8. Considérant qu’il résulte de tout ce qui précède que la SNC MSE Le moulin de Séhen n’est pas fondée à se plaindre de ce que, par son jugement attaqué, le tribunal administratif de Lille a annulé l’arrêté préfectoral du 17 avril 2009 ainsi que la décision rejetant le recours gracieux de l’association Groupement de défense de l’environnement de l’arrondissement de Montreuil-sur-Mer ;

9. Considérant que les dispositions de l’article L. 761-1 du code de justice administrative font obstacle à ce que soit mise à la charge de l’association Groupement de défense de l’environnement de l’arrondissement de Montreuil-sur-Mer, qui n’est pas, dans la présente instance, la partie perdante, la somme que la SNC MSE Le moulin de Séhen demande au titre des frais exposés par elle et non compris dans les dépens ; qu’il y a lieu, en revanche, de mettre à la charge de la SNC MSE Le Moulin de Séhen une somme de 1 500 euros au titre des frais exposés par l’association Groupement de défense de l’environnement de l’arrondissement de Montreuil-sur-Mer et non compris dans les dépens ;

DÉCIDE :

Article 1er : La requête présentée par la SNC MSE Le moulin de Séhen est rejetée.
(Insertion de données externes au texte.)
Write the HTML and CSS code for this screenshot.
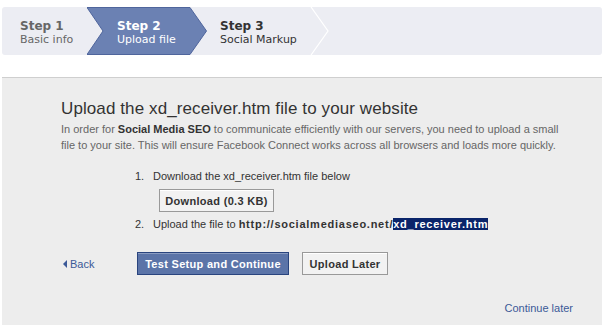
FILE: index.html
```html
<!DOCTYPE html>
<html>
<head>
<meta charset="utf-8">
<link rel="stylesheet" href="styles.css">
</head>
<body>
<div class="steps">
  <div class="step step-done">
    <div class="step-num">Step 1</div>
    <div class="step-name">Basic info</div>
  </div>
  <div class="step step-active">
    <div class="step-num">Step 2</div>
    <div class="step-name">Upload file</div>
  </div>
  <div class="step step-next">
    <div class="step-num">Step 3</div>
    <div class="step-name">Social Markup</div>
  </div>
</div>

<div class="panel">
  <h1 class="title">Upload the xd_receiver.htm file to your website</h1>
  <p class="intro">In order for <b>Social Media SEO</b> to communicate efficiently with our servers, you need to upload a small file to your site. This will ensure Facebook Connect works across all browsers and loads more quickly.</p>

  <div class="item">
    <span class="num">1.</span>
    <span>Download the xd_receiver.htm file below</span>
  </div>
  <div class="dl-row"><button class="btn btn-gray">Download (0.3 KB)</button></div>
  <div class="item item-2">
    <span class="num">2.</span>
    <span>Upload the file to <b>http://socialmediaseo.net/<span class="sel">xd_receiver.htm</span></b></span>
  </div>

  <div class="actions">
    <a class="back" href="#"><span class="tri"></span>Back</a>
    <button class="btn btn-blue">Test Setup and Continue</button>
    <button class="btn btn-gray">Upload Later</button>
  </div>

  <div class="footer"><a class="link" href="#">Continue later</a></div>
</div>
</body>
</html>
```

FILE: styles.css
```css
html, body {
  margin: 0;
  padding: 0;
  background: #fff;
}
body {
  width: 604px;
  font-family: "Liberation Sans", Arial, sans-serif;
  font-size: 11px;
}

.steps {
  margin: 7px 2px 0;
  height: 48px;
  background: #ecedf3;
  border-radius: 3px;
  display: flex;
}
.step {
  box-sizing: border-box;
  padding-top: 12px;
  font-family: "DejaVu Sans", Verdana, sans-serif;
  line-height: 14px;
}
.step-num {
  font-size: 12px;
  font-weight: bold;
}
.step-name {
  font-size: 11px;
}
.step-done {
  width: 85px;
  padding-left: 18px;
  color: #666;
}
.step-active {
  width: 120px;
  padding-left: 30px;
  color: #fff;
  background: url("data:image/svg+xml,%3Csvg xmlns='http://www.w3.org/2000/svg' width='120' height='48' viewBox='0 0 120 48'%3E%3Cpolygon points='0,0.5 103,0.5 119.5,24 103,47.5 0,47.5 16,24' fill='%236b81b3' stroke='%234f659c' stroke-width='1'/%3E%3C/svg%3E") no-repeat 0 0;
}
.step-next {
  width: 125px;
  padding-left: 13px;
  color: #333;
  background: url("data:image/svg+xml,%3Csvg xmlns='http://www.w3.org/2000/svg' width='125' height='48' viewBox='0 0 125 48'%3E%3Cpolyline points='104,0 121,24 104,48' fill='none' stroke='%23ffffff' stroke-width='1.2'/%3E%3C/svg%3E") no-repeat 0 0;
}

.panel {
  margin: 22px 2px 0;
  height: 248px;
  box-sizing: border-box;
  border-top: 1px solid #cfcfcf;
  background: #ededed;
  padding: 21px 29px 0 59px;
  color: #555;
}
.title {
  margin: 0;
  font-size: 17px;
  letter-spacing: 0.1px;
  line-height: 20px;
  font-weight: normal;
  color: #333;
}
.intro {
  margin: 2px 0 0;
  line-height: 16px;
  color: #666;
  width: 500px;
}
.intro b {
  color: #333;
}

.item {
  display: flex;
  margin: 15px 0 0 74px;
  line-height: 16px;
  color: #333;
}
.item-2 {
  margin-top: 4px;
}
.num {
  width: 18px;
}
.item b {
  color: #333;
  letter-spacing: 0.75px;
}
.sel {
  background: #0a246a;
  color: #fff;
}
.dl-row {
  margin: 5px 0 0 98px;
}

.btn {
  box-sizing: border-box;
  height: 23px;
  padding: 0 5px;
  font-family: "Liberation Sans", Arial, sans-serif;
  font-size: 11px;
  font-weight: bold;
  letter-spacing: 0.3px;
  cursor: pointer;
}
.btn-gray {
  background: #f2f2f2;
  color: #333;
  border: 1px solid #999;
  box-shadow: inset 0 1px 0 #fff;
}
.dl-row .btn-gray {
  width: 115px;
}
.btn-blue {
  background: #5b74a8;
  color: #fff;
  border: 1px solid #29447e;
  box-shadow: inset 0 1px 0 #8a9cc2;
}

.actions {
  display: flex;
  align-items: center;
  margin-top: 20px;
  gap: 13px;
}
.actions .btn-blue {
  width: 152px;
}
.actions .btn-gray {
  width: 86px;
}
.back {
  width: 61px;
  color: #3b5998;
  text-decoration: none;
  display: flex;
  align-items: center;
  padding-left: 2px;
}
.tri {
  width: 0;
  height: 0;
  border-top: 4px solid transparent;
  border-bottom: 4px solid transparent;
  border-right: 4px solid #3b5998;
  margin-right: 3px;
}

.footer {
  margin-top: 25px;
  text-align: right;
  line-height: 16px;
}
.link {
  color: #3b5998;
  text-decoration: none;
}
```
Article 2 : La SNC MSE Le moulin de Séhen versera à l’association Groupement de défense de l’environnement de l’arrondissement de Montreuil-sur-Mer une somme de 1 500 euros au titre de l’article L. 761-1 du code de justice administrative.

Article 3 : Le présent arrêt sera notifié à la SNC MSE Le moulin de Séhen, à l’association Groupement de défense de l’environnement de l’arrondissement de Montreuil-sur-Mer et au ministre du logement et de l’égalité des territoires.